L'ampleur de la mise en œuvre
Chaque Etat membre a mis en place des help desk afin de soutenir et d'informer les entreprises sur la mise en place du règlement européen. Tout l'enjeu est de faire prendre conscience aux entreprises qu'elles sont concernées par ce nouveau règlement. Car si Reach s'applique aux substances chimiques au sens strict, il concerne également toute matière, préparation ou article contenant des substances chimiques. Fabricants de peintures, colorants, meubles ou voitures sont donc concernés, même si la prise de conscience n'est pas toujours là : Reach s'adresse à toute une gamme d'industries, au-delà de la seule chimie. Si les grands groupes industriels sont préparés à son entrée en application, la difficulté est d'atteindre les PME. Des sondages réalisés en Angleterre ont montré que celles-ci ne se sentent pas concernées, explique Emmanuel Moreau, chef du bureau des substances et préparations chimiques du MEDDAAT. Notre message actuel est : tous concernés ! A partir du 1er juin 2008, tant au niveau communautaire que national, la communication autour du règlement sera plus musclée.
Toute substance n'ayant pas fait l'objet d'un pré enregistrement avant le 1er décembre 2008 ne pourra plus être fabriquée ou mise sur le marché européen jusqu'à son enregistrement.
Après la phase de pré enregistrement, les substances devront être enregistrées auprès de l'ECHA avant le 1er décembre 2010 pour les substances produites ou importées dans une quantité supérieure ou égale à 1000 tonnes par an, avant le 1er juin 2013 pour les substances produites et importées dans une quantité inférieure ou égale à 100 tonnes et avant le 1er juin 2018 pour les produits fabriqués ou importés dans une quantité supérieure ou égale à une tonne.

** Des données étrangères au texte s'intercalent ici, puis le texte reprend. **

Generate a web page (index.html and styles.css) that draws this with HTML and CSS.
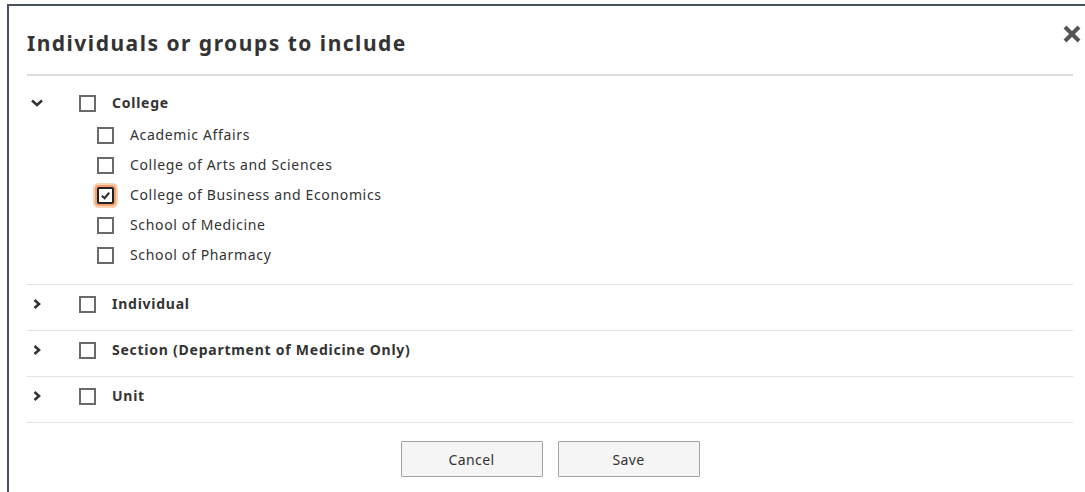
FILE: index.html
```html
<!DOCTYPE html>
<html lang="en">
<head>
<meta charset="utf-8">
<title>Individuals or groups to include</title>
<link rel="stylesheet" href="styles.css">
</head>
<body>
<div class="dialog" role="dialog" aria-labelledby="dlg-title">
  <button class="close" type="button" aria-label="Close">
    <svg viewBox="0 0 20 20" width="20" height="20"><path d="M3 3 17 17M17 3 3 17" /></svg>
  </button>
  <header class="dialog-header">
    <h2 id="dlg-title" class="dialog-title">Individuals or groups to include</h2>
  </header>

  <ul class="groups">
    <li class="group">
      <div class="row">
        <span class="toggle">
          <svg viewBox="0 0 14 8" width="14" height="8"><path d="M2 1.5 7 6 12 1.5" /></svg>
        </span>
        <span class="box"></span>
        <span class="label strong">College</span>
      </div>
      <ul class="children">
        <li class="row child"><span class="box"></span><span class="label">Academic Affairs</span></li>
        <li class="row child"><span class="box"></span><span class="label">College of Arts and Sciences</span></li>
        <li class="row child"><span class="box checked"><svg viewBox="0 0 12 12" width="11" height="11"><path d="M2 6.2 5 9 10 3" /></svg></span><span class="label">College of Business and Economics</span></li>
        <li class="row child"><span class="box"></span><span class="label">School of Medicine</span></li>
        <li class="row child"><span class="box"></span><span class="label">School of Pharmacy</span></li>
      </ul>
    </li>
    <li class="group">
      <div class="row">
        <span class="toggle right">
          <svg viewBox="0 0 8 10" width="8" height="10"><path d="M1.5 1 6 5 1.5 9" /></svg>
        </span>
        <span class="box"></span>
        <span class="label strong">Individual</span>
      </div>
    </li>
    <li class="group">
      <div class="row">
        <span class="toggle right">
          <svg viewBox="0 0 8 10" width="8" height="10"><path d="M1.5 1 6 5 1.5 9" /></svg>
        </span>
        <span class="box"></span>
        <span class="label strong">Section (Department of Medicine Only)</span>
      </div>
    </li>
    <li class="group">
      <div class="row">
        <span class="toggle right">
          <svg viewBox="0 0 8 10" width="8" height="10"><path d="M1.5 1 6 5 1.5 9" /></svg>
        </span>
        <span class="box"></span>
        <span class="label strong">Unit</span>
      </div>
    </li>
  </ul>

  <footer class="actions">
    <button class="btn" type="button">Cancel</button>
    <button class="btn" type="button">Save</button>
  </footer>
</div>
</body>
</html>
```

FILE: styles.css
```css
html, body {
  margin: 0;
  padding: 0;
  background: #ffffff;
  overflow: hidden;
}

body {
  font-family: "Noto Sans", "Open Sans", "DejaVu Sans", sans-serif;
  color: #333333;
}

.dialog {
  position: relative;
  margin: 4px 0 0 7px;
  width: 1046px;
  padding: 0 40px 40px 18px;
  border-top: 2px solid #48525c;
  border-left: 2px solid #48525c;
  background: #ffffff;
}

.close {
  position: absolute;
  top: 17px;
  left: 1052px;
  width: 22px;
  height: 22px;
  padding: 0;
  border: 0;
  background: transparent;
  display: flex;
  align-items: center;
  justify-content: center;
}

.close svg path {
  fill: none;
  stroke: #555555;
  stroke-width: 4;
}

.dialog-header {
  padding: 22px 0 0 0;
  height: 46px;
  border-bottom: 2px solid #dddddd;
}

.dialog-title {
  margin: 0;
  font-size: 21px;
  font-weight: 700;
  line-height: 30px;
  color: #333333;
  letter-spacing: 1.5px;
}

.groups,
.children {
  list-style: none;
  margin: 0;
  padding: 0;
}

.groups {
  padding-top: 8px;
}

.group {
  padding: 9px 0 16px;
  border-bottom: 1px solid #e2e2e2;
}

.row {
  display: flex;
  align-items: center;
  height: 20px;
}

.toggle {
  width: 52px;
  display: flex;
  align-items: center;
  padding-left: 3px;
  box-sizing: border-box;
}

.toggle.right {
  padding-left: 6px;
}

.toggle svg path {
  fill: none;
  stroke: #333333;
  stroke-width: 2.6;
}

.box {
  flex: none;
  width: 17px;
  height: 17px;
  box-sizing: border-box;
  border: 2px solid #6a6a6a;
  background: #ffffff;
  display: flex;
  align-items: center;
  justify-content: center;
}

.box.checked {
  border: 2px solid #222222;
  box-shadow: 0 0 0 2px #f3a06c, 0 0 0 4px #f9d2b8;
  border-radius: 2px;
}

.box.checked svg path {
  fill: none;
  stroke: #333333;
  stroke-width: 2.4;
}

.label {
  margin-left: 16px;
  font-size: 14px;
  line-height: 20px;
  color: #333333;
  letter-spacing: 0.65px;
}

.label.strong {
  font-weight: 700;
  letter-spacing: 0.75px;
}

.children {
  margin: 7px 0 -2px 70px;
}

.row.child {
  height: 30px;
}

.actions {
  display: flex;
  justify-content: center;
  gap: 15px;
  padding-top: 18px;
}

.btn {
  width: 142px;
  height: 36px;
  font-family: inherit;
  font-size: 14px;
  letter-spacing: 0.4px;
  color: #333333;
  background: #f5f5f5;
  border: 1px solid #a3a3a3;
  border-radius: 1px;
}
```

Pour ce faire, les industriels vont devoir procéder à l'évaluation des substances chimiques, à des tests et concevoir des scenarii d'exposition, explique Emmanuel Moreau. Une étape extrêmement contraignante pour les entreprises et mobilisateurs de ressources : c'est pourquoi le règlement a rendu possible la mutualisation des moyens. Les entreprises ayant enregistrés la même substance pourront mettre en partage leurs données et réaliser des études communes, ce qui devrait mener à une réduction des coûts et des tests, notamment sur les animaux. Une nouvelle forme de communication inter entreprises devra donc se développer, ce qui n'est pas sans poser le problème de la confidentialité…

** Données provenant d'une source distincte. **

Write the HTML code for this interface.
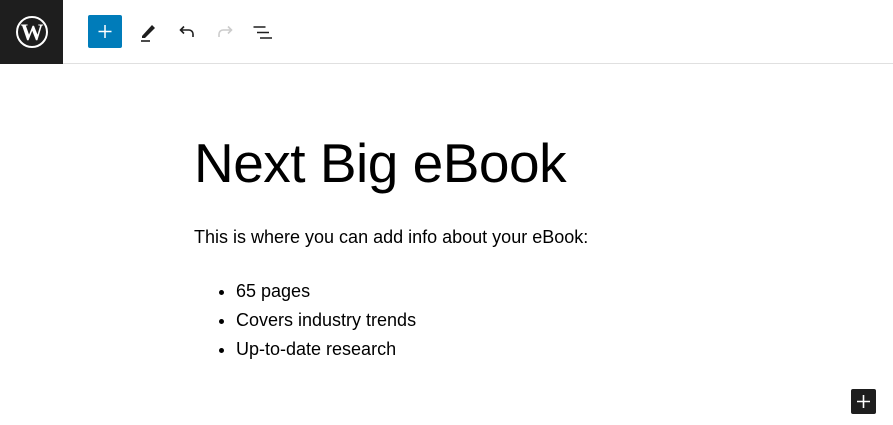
<!DOCTYPE html>
<html><head><style>
body{margin:0;width:893px;height:425px;background:#fff;font-family:"Liberation Sans",sans-serif;color:#1e1e1e;position:relative;overflow:hidden}
.hdr{position:absolute;left:0;top:0;width:893px;height:63px;border-bottom:1px solid #e0e0e0}
.logo{position:absolute;left:0;top:0;width:63px;height:64px;background:#1e1e1e}
.add{position:absolute;left:88px;top:15px;width:34px;height:33px;background:#007cba;border-radius:2px}
svg{position:absolute}
h1{position:absolute;left:194px;top:128px;margin:0;font-weight:400;font-size:55px;letter-spacing:-0.5px;line-height:70px;color:#000}
p{position:absolute;left:194px;top:227px;margin:0;font-size:18px;color:#000}
ul{position:absolute;left:194px;top:277px;margin:0;padding-left:42px;font-size:18px;line-height:29px;color:#000}
.bt{position:absolute;left:851px;top:389px;width:25px;height:25px;background:#1e1e1e;border-radius:2px}
</style></head><body>
<div class="hdr"></div>
<div class="logo"><svg width="32" height="32" viewBox="0 0 32 32" style="left:16px;top:16px"><circle cx="16" cy="16" r="15" fill="none" stroke="#fff" stroke-width="2"/><text x="16" y="24" text-anchor="middle" font-family="Liberation Serif" font-weight="bold" font-size="23" fill="#fff">W</text></svg></div>
<div class="add"><svg width="34" height="33" style="left:0;top:0"><path d="M17 10v13M10.5 16.5h13" stroke="#fff" stroke-width="1.5"/></svg></div>
<svg width="24" height="24" style="left:137px;top:20px"><path d="M5 16 L15 5 l3 3 L8 18 H5z" fill="#1e1e1e"/><path d="M4 21h9" stroke="#1e1e1e" stroke-width="1.6"/></svg>
<svg width="24" height="24" style="left:175px;top:20px"><path d="M18 17v-3a4 4 0 0 0-4-4H6M9 6.5 5.5 10 9 13.5" fill="none" stroke="#1e1e1e" stroke-width="1.6"/></svg>
<svg width="24" height="24" style="left:213px;top:20px"><path d="M6 17v-3a4 4 0 0 1 4-4h8M15 6.5 18.5 10 15 13.5" fill="none" stroke="#ccc" stroke-width="1.6"/></svg>
<svg width="24" height="24" style="left:251px;top:20px"><path d="M2.5 7h12M6 12.5h12M9 18h12" stroke="#1e1e1e" stroke-width="1.6"/></svg>
<h1>Next Big eBook</h1>
<p>This is where you can add info about your eBook:</p>
<ul><li>65 pages</li><li>Covers industry trends</li><li>Up-to-date research</li></ul>
<div class="bt"><svg width="25" height="25" style="left:0;top:0"><path d="M12.5 6v13M6 12.5h13" stroke="#fff" stroke-width="1.6"/></svg></div>
</body></html>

Des milliers de tests devront être réalisés lors de la période d'enregistrement des substances chimiques, ce qui nécessite également une grande mobilisation d'experts en toxicologie. La demande en toxicologues, écotoxicologues va être très forte. On peut avoir une crainte quant au nombre d'experts disponibles, note Emmanuel Moreau. Des formations ont été mises en place afin de pouvoir répondre à la demande croissante.

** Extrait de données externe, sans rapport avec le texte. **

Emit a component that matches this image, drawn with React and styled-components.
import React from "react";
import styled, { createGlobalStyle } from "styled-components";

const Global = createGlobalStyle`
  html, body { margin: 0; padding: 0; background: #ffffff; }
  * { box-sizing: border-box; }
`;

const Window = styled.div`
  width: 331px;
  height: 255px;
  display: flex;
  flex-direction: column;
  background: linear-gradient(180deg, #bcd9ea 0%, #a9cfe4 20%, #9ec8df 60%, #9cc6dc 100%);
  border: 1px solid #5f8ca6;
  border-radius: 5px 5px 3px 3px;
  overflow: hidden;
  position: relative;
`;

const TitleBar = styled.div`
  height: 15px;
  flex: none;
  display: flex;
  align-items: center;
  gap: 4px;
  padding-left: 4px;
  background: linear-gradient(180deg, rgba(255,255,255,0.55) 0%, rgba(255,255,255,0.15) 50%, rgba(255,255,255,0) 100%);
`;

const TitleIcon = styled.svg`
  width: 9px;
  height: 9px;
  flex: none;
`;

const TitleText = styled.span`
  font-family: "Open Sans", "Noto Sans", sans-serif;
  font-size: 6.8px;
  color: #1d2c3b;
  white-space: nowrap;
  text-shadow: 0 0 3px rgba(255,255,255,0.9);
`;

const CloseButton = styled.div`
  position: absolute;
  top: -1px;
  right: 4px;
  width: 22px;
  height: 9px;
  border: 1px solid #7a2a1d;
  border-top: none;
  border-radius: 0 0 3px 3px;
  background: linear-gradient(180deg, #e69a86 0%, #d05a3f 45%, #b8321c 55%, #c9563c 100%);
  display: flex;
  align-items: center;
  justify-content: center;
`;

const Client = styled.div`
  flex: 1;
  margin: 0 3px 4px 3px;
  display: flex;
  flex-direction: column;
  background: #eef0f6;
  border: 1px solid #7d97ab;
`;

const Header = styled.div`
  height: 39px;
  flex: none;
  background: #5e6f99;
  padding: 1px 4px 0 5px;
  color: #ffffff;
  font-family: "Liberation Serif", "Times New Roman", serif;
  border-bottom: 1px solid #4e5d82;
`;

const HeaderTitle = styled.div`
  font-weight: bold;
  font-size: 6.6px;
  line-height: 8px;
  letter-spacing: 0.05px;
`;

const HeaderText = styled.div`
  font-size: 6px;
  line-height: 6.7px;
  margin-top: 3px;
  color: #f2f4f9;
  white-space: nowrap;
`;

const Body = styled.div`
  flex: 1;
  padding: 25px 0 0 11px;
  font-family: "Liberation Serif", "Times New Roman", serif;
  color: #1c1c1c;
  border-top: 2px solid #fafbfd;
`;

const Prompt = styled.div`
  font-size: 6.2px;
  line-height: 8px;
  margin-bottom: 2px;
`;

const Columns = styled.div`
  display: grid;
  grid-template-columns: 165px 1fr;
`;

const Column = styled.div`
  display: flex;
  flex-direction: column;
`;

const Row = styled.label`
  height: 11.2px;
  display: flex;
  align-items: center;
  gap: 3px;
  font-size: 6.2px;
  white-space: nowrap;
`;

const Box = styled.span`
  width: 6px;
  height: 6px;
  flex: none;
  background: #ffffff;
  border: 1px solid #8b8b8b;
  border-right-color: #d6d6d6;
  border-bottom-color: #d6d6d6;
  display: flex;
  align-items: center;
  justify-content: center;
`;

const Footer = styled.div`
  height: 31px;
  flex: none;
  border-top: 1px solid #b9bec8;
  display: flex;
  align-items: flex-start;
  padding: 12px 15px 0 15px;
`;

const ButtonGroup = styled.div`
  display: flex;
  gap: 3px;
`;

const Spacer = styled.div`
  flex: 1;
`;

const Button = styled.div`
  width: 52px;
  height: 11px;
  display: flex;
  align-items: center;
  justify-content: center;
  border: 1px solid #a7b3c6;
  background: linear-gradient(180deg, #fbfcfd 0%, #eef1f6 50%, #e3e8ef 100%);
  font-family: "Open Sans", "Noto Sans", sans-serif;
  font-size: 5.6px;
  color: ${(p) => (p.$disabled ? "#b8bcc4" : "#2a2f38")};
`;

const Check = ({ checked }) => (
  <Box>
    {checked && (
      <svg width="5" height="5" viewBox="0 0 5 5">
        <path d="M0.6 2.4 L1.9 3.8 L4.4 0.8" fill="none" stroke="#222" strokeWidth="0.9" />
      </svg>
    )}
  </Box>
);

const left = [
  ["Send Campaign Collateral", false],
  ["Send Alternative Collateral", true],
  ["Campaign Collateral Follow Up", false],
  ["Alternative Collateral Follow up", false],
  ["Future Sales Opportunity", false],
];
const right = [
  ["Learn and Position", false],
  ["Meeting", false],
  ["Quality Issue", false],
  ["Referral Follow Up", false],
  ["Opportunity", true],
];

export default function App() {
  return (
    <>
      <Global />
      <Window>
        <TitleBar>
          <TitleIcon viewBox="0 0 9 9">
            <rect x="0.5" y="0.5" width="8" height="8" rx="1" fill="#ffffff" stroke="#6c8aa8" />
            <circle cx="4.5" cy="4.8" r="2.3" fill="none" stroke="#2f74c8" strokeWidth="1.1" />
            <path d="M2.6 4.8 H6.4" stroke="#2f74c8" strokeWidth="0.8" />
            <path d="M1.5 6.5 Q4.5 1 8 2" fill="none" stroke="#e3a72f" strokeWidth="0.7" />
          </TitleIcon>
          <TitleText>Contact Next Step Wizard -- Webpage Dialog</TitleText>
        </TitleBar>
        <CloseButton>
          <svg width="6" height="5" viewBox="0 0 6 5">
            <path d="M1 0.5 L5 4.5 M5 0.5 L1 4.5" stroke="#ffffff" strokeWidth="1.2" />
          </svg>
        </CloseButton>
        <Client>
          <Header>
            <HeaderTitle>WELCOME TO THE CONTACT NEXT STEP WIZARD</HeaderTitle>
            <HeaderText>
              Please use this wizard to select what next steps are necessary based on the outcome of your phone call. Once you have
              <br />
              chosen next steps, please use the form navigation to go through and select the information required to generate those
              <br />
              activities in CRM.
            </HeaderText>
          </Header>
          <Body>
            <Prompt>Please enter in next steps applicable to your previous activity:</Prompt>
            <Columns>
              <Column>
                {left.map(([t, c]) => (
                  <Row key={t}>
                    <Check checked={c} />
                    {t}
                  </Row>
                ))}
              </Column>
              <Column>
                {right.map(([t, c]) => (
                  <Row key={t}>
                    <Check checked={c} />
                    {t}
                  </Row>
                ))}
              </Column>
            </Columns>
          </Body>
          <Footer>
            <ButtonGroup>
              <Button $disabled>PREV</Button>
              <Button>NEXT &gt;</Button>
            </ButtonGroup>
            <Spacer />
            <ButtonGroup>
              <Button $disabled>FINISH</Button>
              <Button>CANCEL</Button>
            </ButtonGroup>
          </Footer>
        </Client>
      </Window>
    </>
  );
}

Une opportunité pour l'industrie ?
Si la mise en application de Reach s'avère très contraignante pour les entreprises, celle-ci peut être également source d'opportunités. Les milliers de tests réalisés d'ici 2018 aboutiront à une meilleure connaissance des produits chimiques et des risques. Les substances les plus préoccupantes seront soumises à autorisation, ce qui aboutira à terme à une substitution vers des substances moins nuisibles. Reach devrait donc à terme assainir le marché des produits chimiques et encourager l'innovation, notamment dans le domaine de la chimie verte.